Received:2024-06-14 Accepted:2024-08-31 Online:2024-11-18 Published:2024-11-10
Contact: *E-mail: binli@gxu.edu.cn (B. Li),hexiaohui@mail.sysu.edu.cn (X. He),jihb@mail.sysu.edu.cn (H. Ji).
About author:¹Contributed equally to this work.
Supported by:
National Key Research and Development Program Nanotechnology Specific Project(2020YFA0210902);Guangdong Natural Science Funds for Distinguished Young Scholar(2022B1515020035);National Natural Science Foundation of China(22078371);National Natural Science Foundation of China(U22A20428);National Natural Science Foundation of China(21938001);National Natural Science Foundation of China(22422815);Science and Technology Innovation Teams of Shanxi Province(202304051001007)

摘要/Abstract

摘要：

丙烷脱氢(PDH)具有原料单一、工艺流程短、收率高、投资成本低等优点, 有望成为未来丙烯扩产的主要方向. 在典型的PDH技术中, Oleflex^TM和Catofin^TM工艺分别使用了负载型PtSn/Al₂O₃和Cr₂O₃/Al₂O₃催化剂. 然而, 它们固有的缺点(主要由于铬对环境的毒性和铂的稀缺性)促使人们开发廉价高效的替代品. 含Co催化剂因能更好地激活C-H裂解, 尤其是以单个位点和簇的形式, 受到研究者的广泛关注. 通常, 沸石框架Co物种在烷烃脱氢反应中表现出较高的稳定性, 但由于活化温度较高, 更适用于乙烷脱氢(EDH), 在PDH中进一步权衡转化率-温度至关重要. 此外, 由于ZSM-5中框架Al的存在, 通常使得催化剂具有较高的酸度, 从而导致过于明显的副反应.

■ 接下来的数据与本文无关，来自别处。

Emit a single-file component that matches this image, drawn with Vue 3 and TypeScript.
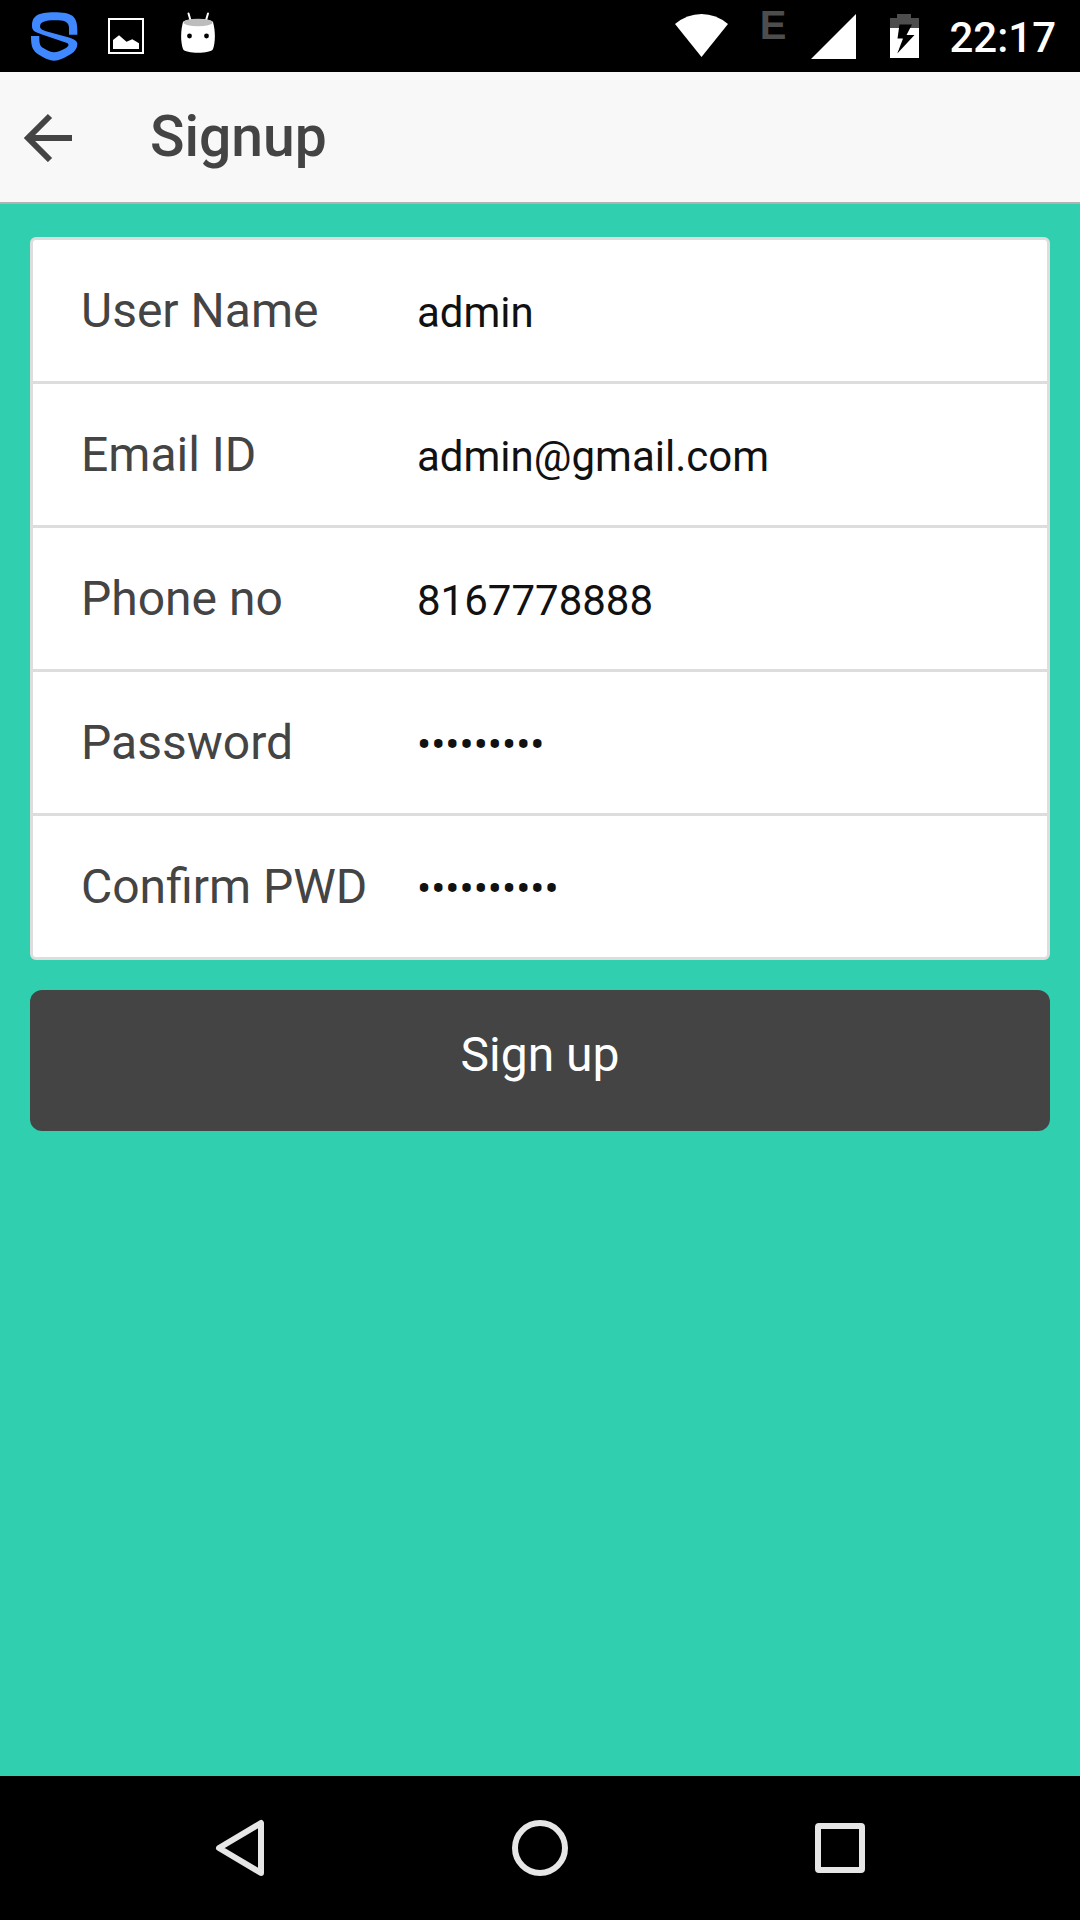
<script setup lang="ts">
import { ref } from 'vue'

interface Field {
  id: string
  label: string
  type: string
  value: string
}

const fields = ref<Field[]>([
  { id: 'username', label: 'User Name', type: 'text', value: 'admin' },
  { id: 'email', label: 'Email ID', type: 'email', value: 'admin@gmail.com' },
  { id: 'phone', label: 'Phone no', type: 'tel', value: '8167778888' },
  { id: 'password', label: 'Password', type: 'password', value: 'admin1234' },
  { id: 'confirm', label: 'Confirm PWD', type: 'password', value: 'admin12345' },
])
</script>

<template>
  <div class="screen">
    <div class="status">
      <div class="notices">
        <svg class="shield" width="48" height="72" viewBox="31 0 48 72" aria-hidden="true">
          <path
            d="M77.300 34.700H69V28C69 22 65 20.300 55 20.300C45 20.300 40 22 40 26.500C40 29 42 30 46 31.300L69 37.500C75 39.500 77.300 41 77.300 44C77.300 48 75 51.500 71 54C65 57.500 59 60.700 54 60.700C49 60.700 42 57 37 53.500C32 49.500 31 45 31 36H39.300C39.300 45 40 46.500 45 49C48 50.500 51 52.300 54 52.300C57 52.300 61 50.500 65 48.500C68 47 70 44.500 67 43L42 34.500C35 32 32 31 32 26C32 16 38 12.300 54 12.300C72 12.300 77.300 16 77.300 30Z"
            fill="#3f88ff"
          />
        </svg>
        <svg width="36" height="72" viewBox="108 0 36 72" aria-hidden="true">
          <path d="M109 19H143V53H109Z" fill="none" stroke="#fff" stroke-width="2" />
          <path d="M113 49V40L119 35.300L126.500 41.700L132.300 39.300L139 43.300V49Z" fill="#fff" />
        </svg>
        <svg width="36" height="72" viewBox="180 0 36 72" aria-hidden="true">
          <path d="M188.500 13.500L191 22M208 13.500L205.500 22" stroke="#fff" stroke-width="2" stroke-linecap="round" />
          <path d="M183 22C186 18 210 18 213 22C215.500 31 215.500 42 213 49C211 54 185 54 183 49C180.500 42 180.500 31 183 22Z" fill="#fff" />
          <ellipse cx="198" cy="22.500" rx="14.500" ry="3.800" fill="#bdbdbd" />
          <circle cx="189.500" cy="36" r="2.400" fill="#000" />
          <circle cx="206.500" cy="36" r="2.400" fill="#000" />
        </svg>
      </div>
      <div class="system">
        <svg width="54" height="72" viewBox="674 0 54 72" aria-hidden="true">
          <path d="M674 24Q686 14 700.500 14T727 24L700.500 57Z" fill="#fff" />
        </svg>
        <span class="network">E</span>
        <svg class="signal" width="46" height="72" viewBox="811 0 46 72" aria-hidden="true">
          <path d="M811 59L856 14V59Z" fill="#fff" />
        </svg>
        <svg class="battery" width="30" height="72" viewBox="890 0 30 72" aria-hidden="true">
          <path d="M890 18H897V14H911V18H919V28H890Z" fill="#4d4d4d" />
          <path d="M890 28H919V58H890Z" fill="#fff" />
          <path d="M899.500 24.500H912L906.500 35H914.500L897.300 53.500L903 38.500H897.500Z" fill="#000" />
        </svg>
        <time class="clock">22:17</time>
      </div>
    </div>

    <header class="bar">
      <button class="back" type="button" aria-label="Back">
        <svg width="48" height="50" viewBox="0 0 48 50" aria-hidden="true">
          <path d="M26 4L4 26L26 48M4 26H48" fill="none" stroke="#444" stroke-width="6" />
        </svg>
      </button>
      <h1 class="title">Signup</h1>
    </header>

    <main class="content">
      <form @submit.prevent>
        <div class="card">
          <div v-for="field in fields" :key="field.id" class="row">
            <label class="label" :for="field.id">{{ field.label }}</label>
            <input :id="field.id" v-model="field.value" class="input" :type="field.type" autocomplete="off" />
          </div>
        </div>
        <button class="submit" type="submit">Sign up</button>
      </form>
    </main>

    <nav class="nav">
      <button type="button" aria-label="Back">
        <svg width="60" height="60" viewBox="0 0 60 60" aria-hidden="true">
          <path d="M51 5V55L9 30Z" />
        </svg>
      </button>
      <button type="button" aria-label="Home">
        <svg width="60" height="60" viewBox="0 0 60 60" aria-hidden="true">
          <circle cx="30" cy="30" r="25" />
        </svg>
      </button>
      <button type="button" aria-label="Recent apps">
        <svg width="60" height="60" viewBox="0 0 60 60" aria-hidden="true">
          <rect x="8" y="8" width="44" height="44" rx="1" />
        </svg>
      </button>
    </nav>
  </div>
</template>

<style>
body {
  margin: 0;
}
</style>

<style scoped>
.screen {
  display: flex;
  flex-direction: column;
  min-height: 100vh;
  background: #30cfb0;
  color: #444;
  font-family: Roboto, "Noto Sans", sans-serif;
}

.screen button {
  margin: 0;
  padding: 0;
  border: 0;
  background: none;
  font-family: inherit;
}

svg {
  display: block;
  flex: none;
}

.status {
  display: flex;
  justify-content: space-between;
  height: 72px;
  padding: 0 24px 0 31px;
  background: #000;
  color: #fff;
}

.notices,
.system {
  display: flex;
}

.notices {
  gap: 36px;
}

.shield {
  margin-right: -7px;
}

.network {
  margin-left: 31px;
  color: #4d4d4d;
  font-family: "Liberation Sans", Arial, sans-serif;
  font-size: 40px;
  font-weight: 700;
  line-height: 50px;
}

.signal {
  margin-left: 25px;
}

.battery {
  margin-left: 33px;
}

.clock {
  margin-left: 29px;
  font-size: 42px;
  font-weight: 500;
  line-height: 75px;
}

.bar {
  display: flex;
  align-items: center;
  gap: 78px;
  height: 130px;
  padding: 0 24px;
  border-bottom: 2px solid #b2b2b2;
  background: #f8f8f8;
}

.title {
  margin: 0;
  font-size: 57px;
  font-weight: 500;
  line-height: 72px;
}

.content {
  flex: 1;
  padding: 33px 30px;
}

.card {
  border: 3px solid #ddd;
  border-radius: 6px;
  background: #fff;
}

.row {
  display: flex;
  align-items: baseline;
  padding: 0 48px;
  line-height: 141px;
}

.row + .row {
  border-top: 3px solid #ddd;
}

.label {
  width: 336px;
  font-size: 48px;
}

.input {
  flex: 1;
  min-width: 0;
  height: 60px;
  padding: 0;
  border: 0;
  outline: 0;
  background: transparent;
  color: #111;
  font-family: inherit;
  font-size: 42px;
}

.screen .submit {
  display: block;
  width: 100%;
  margin-top: 30px;
  padding-bottom: 12px;
  border-radius: 12px;
  background: #444;
  color: #fff;
  font-size: 48px;
  line-height: 129px;
}

.nav {
  display: flex;
  justify-content: center;
  align-items: center;
  gap: 240px;
  height: 144px;
  background: #000;
}

.nav svg {
  fill: none;
  stroke: #e6e6e6;
  stroke-width: 6px;
  stroke-linejoin: round;
}
</style>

本文针对PDH反应催化剂在丙烷转化率和活化温度权衡、催化剂长期稳定性、丙烷选择性、活性位点及反应机理研究等问题, 对Co-沸石材料进行探索. 受益于沸石材料催化的优势, Co-沸石材料可能产生协同效应, 从而克服反应物由于载体的块状性质而无法充分接近活性位点的困难. 通过用离子交换(IE)将Co物种引入硅酸锌沸石中, 并进行直接H₂还原, 在此过程中, 它们与羟基介导的框架O(尤其是框架Zn相邻O)结合, 进而主要形成不饱和的单金属位点(Co-O₄). 硅酸锌沸石中Si-OH-Zn中的O比Si-OH对金属有更强的锚定作用, 并且与浸渍法(IWI)相比, 离子交换法(IE)可以更均匀、精确地定位到框架Zn附近, 从而在特定环(α和β)中形成类似框架的孤立Co物种. 该方法合成的催化剂中Co物种更倾向于T8位点锁定, 并以Co-O4的形式形成L酸、充当丙烷脱氢活性位点, 整体显示出较好的PDH性能. 优化后的2Co/Zn-4-IE (数字代表初始投料质量比)催化剂在25%丙烷气氛中于550 ºC进行丙烷脱氢时, 丙烷的初始转化率达到41.4%, 测试8.5 h后, 转化率保持在39.5%. 值得一提的是, Pt基催化剂在该反应条件下, 平衡转化值通常位于45%到50%之间, 而本文中2Co/Zn-4-IE催化剂的平衡转化值为49.7%. 特别考虑到以非贵金属作为活性位点, 该催化剂表现出较好的PDH性能, 但随着反应的继续进行, 或者在某些苛刻条件下反应时, Co物种会缓慢团聚并部分失活. 相对均一的Co物种分布有助于清楚地了解结构定义和催化过程. 在此基础上, 一系列原位光谱、球差电镜图和X射线吸收光谱等结果显示了Co物种的特定分布定位和配位, 而密度泛函理论计算, 包括投影态密度和晶体轨道汉密尔顿群证实了Co物种锚定的合理性, 以及特定的Co-O₄活性位点和相应的PDH反应途径.

综上, 本文为在PDH反应中开发Pt基、Cr基催化剂的替代品, 以及在其他温和条件下筛选用于某些反应的Co基催化剂提供了一定参考.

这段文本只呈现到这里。